What Is an Academia-to-Industry Resume?
An academia-to-industry resume is a targeted document that translates your PhD or Master's research experience into the results-driven language employers use. It replaces academic jargon, publication lists, and methodology descriptions with transferable skills, measurable outcomes, and business-relevant impact statements.
Unlike an academic CV that grows over your entire career, an industry resume is a 1-2 page marketing document built for a specific role. The goal is to show hiring managers what you can do for their organization, not what you studied.
A Step-by-Step Guide for Those with Advanced Degrees
Many people with advanced degrees get stuck in the Identity-Value Paradox.
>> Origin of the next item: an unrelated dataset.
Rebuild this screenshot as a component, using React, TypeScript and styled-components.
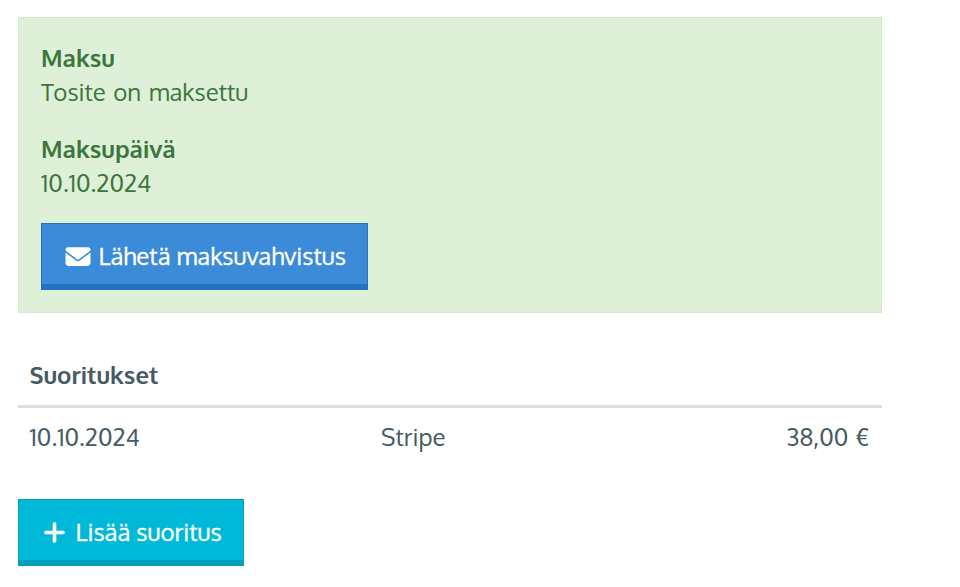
import React from "react";
import styled, { createGlobalStyle } from "styled-components";
import { FaEnvelope, FaPlus } from "react-icons/fa6";

const GlobalStyle = createGlobalStyle`
  * { box-sizing: border-box; }
  body {
    margin: 0;
    background: #fff;
    color: #455a64;
    font: 400 24px/34px Oxygen, "Noto Sans", sans-serif;
  }
`;

const Page = styled.main`
  width: 882px;
  padding: 17px 0 0 18px;
`;

const Alert = styled.section`
  height: 296px;
  padding: 23px 22px 0;
  border: 1px solid #d0e9c6;
  background: #dff0d8;
  color: #3c763d;
`;

const Field = styled.dl`
  margin: 0 0 23px;
`;

const Term = styled.dt`
  font-weight: 700;
`;

const Value = styled.dd`
  margin: 0;
  word-spacing: 1.5px;
`;

const Button = styled.button<{ $tone: "blue" | "cyan"; $width: number }>`
  display: flex;
  align-items: center;
  width: ${(p) => p.$width}px;
  height: 67px;
  padding: 0 0 0 23px;
  border: 1px solid ${(p) => (p.$tone === "blue" ? "#2672c0" : "#00a0ba")};
  border-bottom-width: 6px;
  background: ${(p) => (p.$tone === "blue" ? "#3c8bd9" : "#00b8d8")};
  color: #fff;
  font: inherit;
  white-space: nowrap;

  svg {
    flex: none;
    width: 25px;
    height: 25px;
    margin-top: 4px;
    overflow: visible;
  }
`;

const EnvelopeIcon = styled(FaEnvelope)`
  transform: translateX(0.5px);
`;

const PlusIcon = styled(FaPlus)`
  stroke: currentColor;
  stroke-width: 10px;
`;

const Label = styled.span`
  margin: 4px 0 0 8.5px;
  -webkit-text-stroke: 0.3px currentColor;
`;

const Payments = styled.table`
  width: 864px;
  margin: 34px 0 31px;
  border-collapse: separate;
  border-spacing: 0;
  table-layout: fixed;
`;

const Heading = styled.th`
  height: 61px;
  padding: 0 11.5px 3px;
  border-bottom: 3px solid #ddd;
  text-align: left;
  font-weight: 700;
`;

const Cell = styled.td<{ $right?: boolean }>`
  height: 60px;
  padding: 0 ${(p) => (p.$right ? 12.5 : 11)}px 2px 11px;
  text-align: ${(p) => (p.$right ? "right" : "left")};
  word-spacing: 1px;

  &:first-child { padding-left: 11.5px; }
`;

const Column = styled.col<{ $width: number }>`
  width: ${(p) => p.$width}px;
`;

export default function App() {
  return (
    <Page>
      <GlobalStyle />
      <Alert>
        <Field>
          <Term>Maksu</Term>
          <Value>Tosite on maksettu</Value>
        </Field>
        <Field>
          <Term>Maksupäivä</Term>
          <Value>10.10.2024</Value>
        </Field>
        <Button $tone="blue" $width={327}>
          <EnvelopeIcon />
          <Label>Lähetä maksuvahvistus</Label>
        </Button>
      </Alert>
      <Payments>
        <colgroup>
          <Column $width={352} />
          <Column $width={256} />
          <Column $width={256} />
        </colgroup>
        <thead>
          <tr><Heading colSpan={3}>Suoritukset</Heading></tr>
        </thead>
        <tbody>
          <tr>
            <Cell>10.10.2024</Cell>
            <Cell>Stripe</Cell>
            <Cell $right>38,00 €</Cell>
          </tr>
        </tbody>
      </Payments>
      <Button $tone="cyan" $width={226}>
        <PlusIcon />
        <Label>Lisää suoritus</Label>
      </Button>
    </Page>
  );
}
This means they mistakenly believe their professional worth is based on the specific topic they studied, rather than how well they used smart methods to solve problems. The National Science Foundation's Survey of Earned Doctorates (2024) shows that over 60% of PhD recipients now enter careers outside of academia. That shift means your resume needs to speak a different language than your dissertation did.
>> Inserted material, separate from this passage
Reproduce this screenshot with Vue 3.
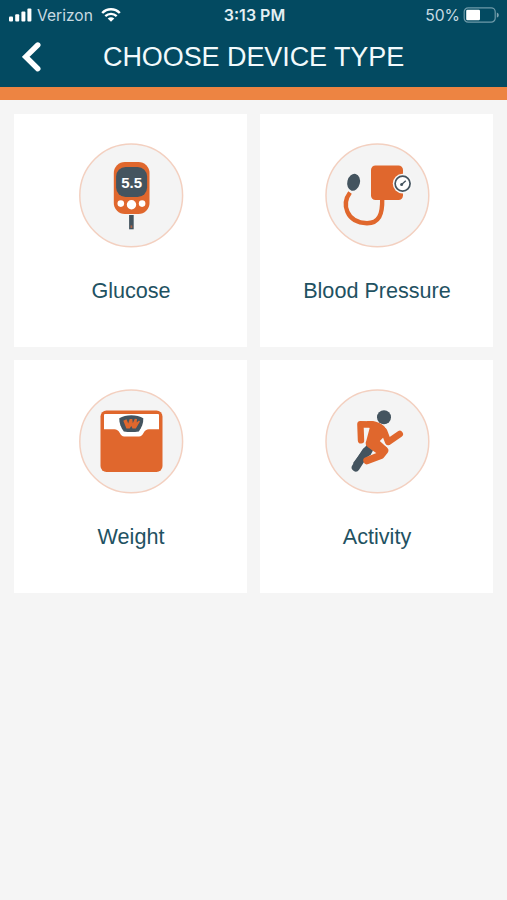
<script setup>
const devices = [
  { id: 'glucose', label: 'Glucose', viewBox: '0.5 0 120 120', cx: 60.7 },
  { id: 'pressure', label: 'Blood Pressure', viewBox: '0 0 120 120', cx: 60.4 },
  { id: 'weight', label: 'Weight', viewBox: '0.5 0 120 120', cx: 60.7 },
  { id: 'activity', label: 'Activity', viewBox: '0 0 120 120', cx: 60.4 },
]
</script>

<template>
  <div class="screen">
    <header class="header">
      <div class="status">
        <div class="status-left">
          <svg class="signal" width="23" height="14" viewBox="0 0 23 14" fill="#fff">
            <rect x="0" y="8.6" width="4" height="5" rx="1" />
            <rect x="6.2" y="6.3" width="4" height="7.3" rx="1" />
            <rect x="12.4" y="3.6" width="4" height="10" rx="1" />
            <rect x="18.4" y="0.4" width="4" height="13.2" rx="1" />
          </svg>
          <span class="carrier">Verizon</span>
          <svg class="wifi" width="20" height="14" viewBox="0 0 20 14" fill="none" stroke="#fff">
            <path d="M1.2 5C6.1 0 13.9 0 18.8 5" stroke-width="2.5" />
            <path d="M4.3 8.2c3.3-3.2 8.1-3.2 11.4 0" stroke-width="2.3" />
            <path d="M6.7 10.5c2-1.8 4.6-1.8 6.6 0L10 13.7z" fill="#fff" stroke="none" />
          </svg>
        </div>
        <span class="time">3:13 PM</span>
        <div class="status-right">
          <span class="percent">50%</span>
          <svg class="battery" width="37" height="16" viewBox="0 0 37 16">
            <rect x="1.2" y="0.8" width="31" height="14.4" rx="4" fill="none" stroke="#6f9aa9" stroke-width="1.2" />
            <rect x="3.2" y="2.8" width="13.8" height="10.4" rx="1.2" fill="#fff" />
            <path d="M33.8 5.4c2.6.9 2.6 4.3 0 5.2z" fill="#7fa3b0" />
          </svg>
        </div>
      </div>
      <div class="nav">
        <svg class="back" width="20" height="30" viewBox="0 0 20 30">
          <path d="M15.8 3L3.7 14.8l12.1 11.9" fill="none" stroke="#fff" stroke-width="5.4" stroke-linecap="round" stroke-linejoin="miter" />
        </svg>
        <h1 class="title">CHOOSE DEVICE TYPE</h1>
      </div>
    </header>

    <main class="grid">
      <section v-for="d in devices" :key="d.id" class="card">
        <svg class="icon" width="120" height="120" :viewBox="d.viewBox">
          <circle :cx="d.cx" cy="60.4" r="51.4" fill="#f4f4f4" stroke="#f3d0c0" stroke-width="1.5" />

          <g v-if="d.id === 'glucose'">
            <rect x="43.3" y="27" width="35.7" height="52" rx="11" fill="#e0672d" />
            <rect x="45.6" y="32" width="31" height="30" rx="9.5" fill="#44545f" />
            <text x="61.2" y="52.6" class="reading">5.5</text>
            <circle cx="50.3" cy="68.6" r="3.3" fill="#fff" />
            <circle cx="61" cy="69.8" r="4.7" fill="#fff" />
            <circle cx="71.6" cy="68.6" r="3.3" fill="#fff" />
            <rect x="58.6" y="80" width="4.6" height="14.3" fill="#44545f" />
            <rect x="60" y="90.4" width="1.8" height="2.6" fill="#a8644a" />
          </g>

          <g v-else-if="d.id === 'pressure'">
            <path d="M33 57.5C24.5 69 29 87.5 50 88.2c12 0 15.6-8.6 15.2-24.6" fill="none" stroke="#e0672d" stroke-width="4.4" />
            <rect x="54" y="30.4" width="32" height="34.6" rx="4.5" fill="#e0672d" />
            <ellipse cx="36.6" cy="47.3" rx="6.3" ry="8.6" transform="rotate(14 36.6 47.3)" fill="#44545f" />
            <circle cx="85.6" cy="48.6" r="9.8" fill="#f8f8f8" />
            <circle cx="85.6" cy="48.6" r="7.5" fill="#fff" stroke="#44545f" stroke-width="1.7" />
            <path d="M84.6 49.6l4.2-3.8" stroke="#44545f" stroke-width="1.4" />
            <circle cx="84.6" cy="49.4" r="1.5" fill="#44545f" />
          </g>

          <g v-else-if="d.id === 'weight'">
            <rect x="30" y="29.4" width="62" height="61.6" rx="6" fill="#e0672d" />
            <path d="M33.5 34q0-1 1-1h53q1 0 1 1v14.2H78.5c-2.6 0-4 1.2-5.5 3.8-1.2 2.3-2.3 3.5-4.5 3.5H53.8c-2.2 0-3.3-1.2-4.5-3.5-1.5-2.6-3-3.8-5.5-3.8H33.5z" fill="#fff" />
            <path d="M48.8 37.2c6.2-3.9 17.8-3.9 24 0 .3 4.8-1.7 9.4-4.5 13.3q-7.5 1-15 0C50.5 46.6 48.5 42 48.8 37.2z" fill="#44545f" />
            <path d="M52.8 39.8L56 38.3l1.7 4.1 1.5-4.5 2.6.1.5 4.3 2-4.6 2.2.3-.3 3.5 2.3-2 1 .9-4.2 7h-3.3l-1.2-2.5-1.6 2.5h-3.3z" fill="#e0672d" />
          </g>

          <g v-else>
            <circle cx="67" cy="36.2" r="7" fill="#44545f" />
            <path d="M49 70.5L38.7 86.5" fill="none" stroke="#44545f" stroke-width="8" stroke-linecap="round" />
            <path d="M50 63.5l6 6-2.5 4.5-8 4.5-3.6 7-6-3.3z" fill="#44545f" />
            <g fill="none" stroke="#e0672d" stroke-linecap="round" stroke-linejoin="round">
              <path d="M44 59.3L43.4 43.3 55 43.5" stroke-width="6.4" />
              <path d="M67 50l4.2 11 11.6-8" stroke-width="6.4" />
              <path d="M56 62l11.6 7.7-3.6 4.5L50 79.6" stroke-width="7.4" />
            </g>
            <path d="M50 40.1c8-.4 13.4 1.3 17.9 6l2.6 6.2-7.7 7.7 7.6 7-9.8 6-9.6-6.7c-2.5-2-2.9-4-1.7-6.500l3.300-12.500z" fill="#e0672d" />
          </g>
        </svg>
        <span class="label">{{ d.label }}</span>
      </section>
    </main>
  </div>
</template>

<style>
body {
  margin: 0;
  background: #f5f5f5;
}
</style>

<style scoped>
.screen {
  width: 507px;
  height: 900px;
  background: #f5f5f5;
  font-family: "Liberation Sans", Arial, sans-serif;
}
.header {
  box-sizing: border-box;
  height: 100px;
  background: #034a61;
  border-bottom: 13px solid #ed8442;
}
.status {
  display: grid;
  grid-template-columns: 1fr auto 1fr;
  align-items: center;
  height: 30px;
  padding: 0 7px 0 9px;
  color: #fff;
  font-family: Inter, sans-serif;
  font-size: 16px;
}
.status-left,
.status-right {
  display: flex;
  align-items: center;
}
.status-right {
  justify-content: flex-end;
}
.carrier {
  margin-left: 5px;
  width: 56px;
  font-size: 15.6px;
  color: #c8dae1;
}
.wifi {
  margin-left: 8px;
}
.time {
  font-weight: 600;
  color: #e4eff3;
}
.percent {
  margin-right: 3px;
  font-size: 15.7px;
  color: #c8dae1;
}
.nav {
  display: grid;
  grid-template-columns: 103px auto;
  align-items: center;
  height: 54px;
}
.back {
  margin-left: 22px;
}
.title {
  margin: 0;
  font-size: 27px;
  font-weight: 400;
  line-height: 30px;
  letter-spacing: -0.08px;
  color: #f2fafc;
  white-space: nowrap;
}
.grid {
  display: grid;
  grid-template-columns: 233px 233px;
  grid-auto-rows: 233px;
  gap: 13px;
  padding: 14px;
}
.card {
  display: flex;
  flex-direction: column;
  align-items: center;
  background: #fff;
}
.icon {
  margin-top: 21px;
  flex: none;
}
.label {
  margin-top: 23px;
  padding-left: 1px;
  font-size: 21.6px;
  line-height: 26px;
  color: #1f5262;
}
.reading {
  fill: #fff;
  font: bold 15px "Liberation Sans", Arial, sans-serif;
  text-anchor: middle;
}
</style>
For many, changing their professional identity by removing specialized words feels like throwing away years of hard work. This usually leads to the "Intellectual Archive" resume style, a document full of passive descriptions and confusing details that makes recruiters work too hard to figure out how academic skills match up with real company needs.
Real career movement needs a big shift toward Pulling Out Useful Corporate Skills. Instead of listing what you studied, this approach treats your degree like a source of valuable skills (handling projects, analyzing data, solving tough issues) and then repackages those skills to show direct business benefits.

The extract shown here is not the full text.